--- Begin Collected data ---
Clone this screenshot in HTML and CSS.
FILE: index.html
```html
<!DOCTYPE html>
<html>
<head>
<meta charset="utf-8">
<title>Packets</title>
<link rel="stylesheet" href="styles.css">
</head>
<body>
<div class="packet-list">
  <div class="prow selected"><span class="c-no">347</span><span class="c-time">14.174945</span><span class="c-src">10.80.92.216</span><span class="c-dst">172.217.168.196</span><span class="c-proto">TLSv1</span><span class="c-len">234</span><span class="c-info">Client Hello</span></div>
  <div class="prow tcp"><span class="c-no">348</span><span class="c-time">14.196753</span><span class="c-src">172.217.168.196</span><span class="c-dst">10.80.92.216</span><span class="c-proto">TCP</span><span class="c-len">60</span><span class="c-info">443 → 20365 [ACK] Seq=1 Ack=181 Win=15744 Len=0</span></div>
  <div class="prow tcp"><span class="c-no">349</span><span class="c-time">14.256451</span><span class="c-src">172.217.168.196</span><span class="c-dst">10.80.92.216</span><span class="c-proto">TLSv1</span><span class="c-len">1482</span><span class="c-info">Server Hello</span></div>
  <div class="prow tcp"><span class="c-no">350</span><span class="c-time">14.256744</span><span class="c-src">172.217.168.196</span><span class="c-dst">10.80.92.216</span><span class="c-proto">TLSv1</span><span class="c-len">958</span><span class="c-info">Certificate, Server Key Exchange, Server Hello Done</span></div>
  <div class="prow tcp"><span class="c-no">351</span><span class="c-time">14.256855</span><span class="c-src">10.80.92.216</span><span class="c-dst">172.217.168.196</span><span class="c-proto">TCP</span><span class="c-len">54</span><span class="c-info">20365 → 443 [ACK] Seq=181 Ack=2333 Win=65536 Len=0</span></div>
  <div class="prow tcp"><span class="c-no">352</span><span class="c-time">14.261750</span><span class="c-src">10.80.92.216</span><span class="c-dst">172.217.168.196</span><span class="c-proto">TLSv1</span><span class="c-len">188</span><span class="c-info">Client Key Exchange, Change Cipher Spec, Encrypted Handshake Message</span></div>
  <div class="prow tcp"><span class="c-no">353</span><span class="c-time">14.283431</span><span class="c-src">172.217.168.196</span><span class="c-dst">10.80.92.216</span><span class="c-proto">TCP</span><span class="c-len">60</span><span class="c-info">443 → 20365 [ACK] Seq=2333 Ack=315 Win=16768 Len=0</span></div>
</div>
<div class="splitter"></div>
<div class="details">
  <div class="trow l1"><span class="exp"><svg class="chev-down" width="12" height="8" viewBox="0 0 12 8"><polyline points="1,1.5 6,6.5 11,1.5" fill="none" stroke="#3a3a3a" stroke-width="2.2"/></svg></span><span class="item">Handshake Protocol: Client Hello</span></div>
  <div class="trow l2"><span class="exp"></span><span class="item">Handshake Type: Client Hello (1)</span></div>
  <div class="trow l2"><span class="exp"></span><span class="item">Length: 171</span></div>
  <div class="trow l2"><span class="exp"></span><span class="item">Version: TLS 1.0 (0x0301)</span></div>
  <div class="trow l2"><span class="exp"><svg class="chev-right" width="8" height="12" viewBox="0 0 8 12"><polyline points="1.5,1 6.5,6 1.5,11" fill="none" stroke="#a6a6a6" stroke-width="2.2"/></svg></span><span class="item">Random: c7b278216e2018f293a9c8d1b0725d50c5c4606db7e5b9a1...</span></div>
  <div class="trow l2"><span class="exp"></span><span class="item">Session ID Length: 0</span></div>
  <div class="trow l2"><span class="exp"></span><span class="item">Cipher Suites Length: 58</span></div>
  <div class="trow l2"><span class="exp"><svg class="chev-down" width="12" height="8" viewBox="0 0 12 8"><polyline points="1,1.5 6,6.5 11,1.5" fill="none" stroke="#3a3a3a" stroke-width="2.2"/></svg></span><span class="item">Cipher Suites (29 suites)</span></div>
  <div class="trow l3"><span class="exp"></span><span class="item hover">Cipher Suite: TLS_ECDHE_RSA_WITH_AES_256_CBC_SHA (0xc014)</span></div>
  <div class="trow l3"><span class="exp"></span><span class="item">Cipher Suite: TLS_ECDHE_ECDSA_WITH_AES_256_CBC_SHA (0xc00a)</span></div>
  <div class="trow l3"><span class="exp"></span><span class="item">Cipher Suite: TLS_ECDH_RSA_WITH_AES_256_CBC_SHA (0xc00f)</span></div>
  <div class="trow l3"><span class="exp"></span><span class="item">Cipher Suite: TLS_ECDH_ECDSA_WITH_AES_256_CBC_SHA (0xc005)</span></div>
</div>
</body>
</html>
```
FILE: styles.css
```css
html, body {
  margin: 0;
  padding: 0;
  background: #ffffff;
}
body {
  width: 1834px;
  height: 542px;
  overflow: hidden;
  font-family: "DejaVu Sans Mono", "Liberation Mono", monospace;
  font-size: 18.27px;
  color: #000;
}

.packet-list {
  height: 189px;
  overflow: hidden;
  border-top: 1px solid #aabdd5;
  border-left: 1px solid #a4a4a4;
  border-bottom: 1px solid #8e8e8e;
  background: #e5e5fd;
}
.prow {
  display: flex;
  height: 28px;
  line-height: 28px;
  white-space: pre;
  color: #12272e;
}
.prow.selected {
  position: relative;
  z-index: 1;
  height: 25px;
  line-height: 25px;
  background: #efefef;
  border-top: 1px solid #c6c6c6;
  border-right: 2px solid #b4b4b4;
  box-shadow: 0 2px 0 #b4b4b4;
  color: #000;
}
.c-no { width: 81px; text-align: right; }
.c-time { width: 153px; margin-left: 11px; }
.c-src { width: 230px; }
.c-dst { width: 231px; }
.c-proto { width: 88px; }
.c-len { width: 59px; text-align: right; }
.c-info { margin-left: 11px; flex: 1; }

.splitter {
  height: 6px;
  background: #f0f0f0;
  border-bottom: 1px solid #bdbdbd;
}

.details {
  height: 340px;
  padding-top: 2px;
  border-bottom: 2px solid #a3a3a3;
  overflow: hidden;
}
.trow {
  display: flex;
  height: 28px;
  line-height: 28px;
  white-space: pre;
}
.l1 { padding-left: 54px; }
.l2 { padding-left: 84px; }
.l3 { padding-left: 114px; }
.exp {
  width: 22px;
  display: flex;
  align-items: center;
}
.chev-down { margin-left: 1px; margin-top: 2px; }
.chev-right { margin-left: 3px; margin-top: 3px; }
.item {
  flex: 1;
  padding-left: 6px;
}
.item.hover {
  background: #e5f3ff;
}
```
--- End Collected data ---
Directions for this task
Each line must be given again exactly as written above.

Answer to this problem
Clone this screenshot in HTML and CSS.
FILE: index.html
```html
<!DOCTYPE html>
<html>
<head>
<meta charset="utf-8">
<title>Packets</title>
<link rel="stylesheet" href="styles.css">
</head>
<body>
<div class="packet-list">
  <div class="prow selected"><span class="c-no">347</span><span class="c-time">14.174945</span><span class="c-src">10.80.92.216</span><span class="c-dst">172.217.168.196</span><span class="c-proto">TLSv1</span><span class="c-len">234</span><span class="c-info">Client Hello</span></div>
  <div class="prow tcp"><span class="c-no">348</span><span class="c-time">14.196753</span><span class="c-src">172.217.168.196</span><span class="c-dst">10.80.92.216</span><span class="c-proto">TCP</span><span class="c-len">60</span><span class="c-info">443 → 20365 [ACK] Seq=1 Ack=181 Win=15744 Len=0</span></div>
  <div class="prow tcp"><span class="c-no">349</span><span class="c-time">14.256451</span><span class="c-src">172.217.168.196</span><span class="c-dst">10.80.92.216</span><span class="c-proto">TLSv1</span><span class="c-len">1482</span><span class="c-info">Server Hello</span></div>
  <div class="prow tcp"><span class="c-no">350</span><span class="c-time">14.256744</span><span class="c-src">172.217.168.196</span><span class="c-dst">10.80.92.216</span><span class="c-proto">TLSv1</span><span class="c-len">958</span><span class="c-info">Certificate, Server Key Exchange, Server Hello Done</span></div>
  <div class="prow tcp"><span class="c-no">351</span><span class="c-time">14.256855</span><span class="c-src">10.80.92.216</span><span class="c-dst">172.217.168.196</span><span class="c-proto">TCP</span><span class="c-len">54</span><span class="c-info">20365 → 443 [ACK] Seq=181 Ack=2333 Win=65536 Len=0</span></div>
  <div class="prow tcp"><span class="c-no">352</span><span class="c-time">14.261750</span><span class="c-src">10.80.92.216</span><span class="c-dst">172.217.168.196</span><span class="c-proto">TLSv1</span><span class="c-len">188</span><span class="c-info">Client Key Exchange, Change Cipher Spec, Encrypted Handshake Message</span></div>
  <div class="prow tcp"><span class="c-no">353</span><span class="c-time">14.283431</span><span class="c-src">172.217.168.196</span><span class="c-dst">10.80.92.216</span><span class="c-proto">TCP</span><span class="c-len">60</span><span class="c-info">443 → 20365 [ACK] Seq=2333 Ack=315 Win=16768 Len=0</span></div>
</div>
<div class="splitter"></div>
<div class="details">
  <div class="trow l1"><span class="exp"><svg class="chev-down" width="12" height="8" viewBox="0 0 12 8"><polyline points="1,1.5 6,6.5 11,1.5" fill="none" stroke="#3a3a3a" stroke-width="2.2"/></svg></span><span class="item">Handshake Protocol: Client Hello</span></div>
  <div class="trow l2"><span class="exp"></span><span class="item">Handshake Type: Client Hello (1)</span></div>
  <div class="trow l2"><span class="exp"></span><span class="item">Length: 171</span></div>
  <div class="trow l2"><span class="exp"></span><span class="item">Version: TLS 1.0 (0x0301)</span></div>
  <div class="trow l2"><span class="exp"><svg class="chev-right" width="8" height="12" viewBox="0 0 8 12"><polyline points="1.5,1 6.5,6 1.5,11" fill="none" stroke="#a6a6a6" stroke-width="2.2"/></svg></span><span class="item">Random: c7b278216e2018f293a9c8d1b0725d50c5c4606db7e5b9a1...</span></div>
  <div class="trow l2"><span class="exp"></span><span class="item">Session ID Length: 0</span></div>
  <div class="trow l2"><span class="exp"></span><span class="item">Cipher Suites Length: 58</span></div>
  <div class="trow l2"><span class="exp"><svg class="chev-down" width="12" height="8" viewBox="0 0 12 8"><polyline points="1,1.5 6,6.5 11,1.5" fill="none" stroke="#3a3a3a" stroke-width="2.2"/></svg></span><span class="item">Cipher Suites (29 suites)</span></div>
  <div class="trow l3"><span class="exp"></span><span class="item hover">Cipher Suite: TLS_ECDHE_RSA_WITH_AES_256_CBC_SHA (0xc014)</span></div>
  <div class="trow l3"><span class="exp"></span><span class="item">Cipher Suite: TLS_ECDHE_ECDSA_WITH_AES_256_CBC_SHA (0xc00a)</span></div>
  <div class="trow l3"><span class="exp"></span><span class="item">Cipher Suite: TLS_ECDH_RSA_WITH_AES_256_CBC_SHA (0xc00f)</span></div>
  <div class="trow l3"><span class="exp"></span><span class="item">Cipher Suite: TLS_ECDH_ECDSA_WITH_AES_256_CBC_SHA (0xc005)</span></div>
</div>
</body>
</html>
```
FILE: styles.css
```css
html, body {
  margin: 0;
  padding: 0;
  background: #ffffff;
}
body {
  width: 1834px;
  height: 542px;
  overflow: hidden;
  font-family: "DejaVu Sans Mono", "Liberation Mono", monospace;
  font-size: 18.27px;
  color: #000;
}

.packet-list {
  height: 189px;
  overflow: hidden;
  border-top: 1px solid #aabdd5;
  border-left: 1px solid #a4a4a4;
  border-bottom: 1px solid #8e8e8e;
  background: #e5e5fd;
}
.prow {
  display: flex;
  height: 28px;
  line-height: 28px;
  white-space: pre;
  color: #12272e;
}
.prow.selected {
  position: relative;
  z-index: 1;
  height: 25px;
  line-height: 25px;
  background: #efefef;
  border-top: 1px solid #c6c6c6;
  border-right: 2px solid #b4b4b4;
  box-shadow: 0 2px 0 #b4b4b4;
  color: #000;
}
.c-no { width: 81px; text-align: right; }
.c-time { width: 153px; margin-left: 11px; }
.c-src { width: 230px; }
.c-dst { width: 231px; }
.c-proto { width: 88px; }
.c-len { width: 59px; text-align: right; }
.c-info { margin-left: 11px; flex: 1; }

.splitter {
  height: 6px;
  background: #f0f0f0;
  border-bottom: 1px solid #bdbdbd;
}

.details {
  height: 340px;
  padding-top: 2px;
  border-bottom: 2px solid #a3a3a3;
  overflow: hidden;
}
.trow {
  display: flex;
  height: 28px;
  line-height: 28px;
  white-space: pre;
}
.l1 { padding-left: 54px; }
.l2 { padding-left: 84px; }
.l3 { padding-left: 114px; }
.exp {
  width: 22px;
  display: flex;
  align-items: center;
}
.chev-down { margin-left: 1px; margin-top: 2px; }
.chev-right { margin-left: 3px; margin-top: 3px; }
.item {
  flex: 1;
  padding-left: 6px;
}
.item.hover {
  background: #e5f3ff;
}
```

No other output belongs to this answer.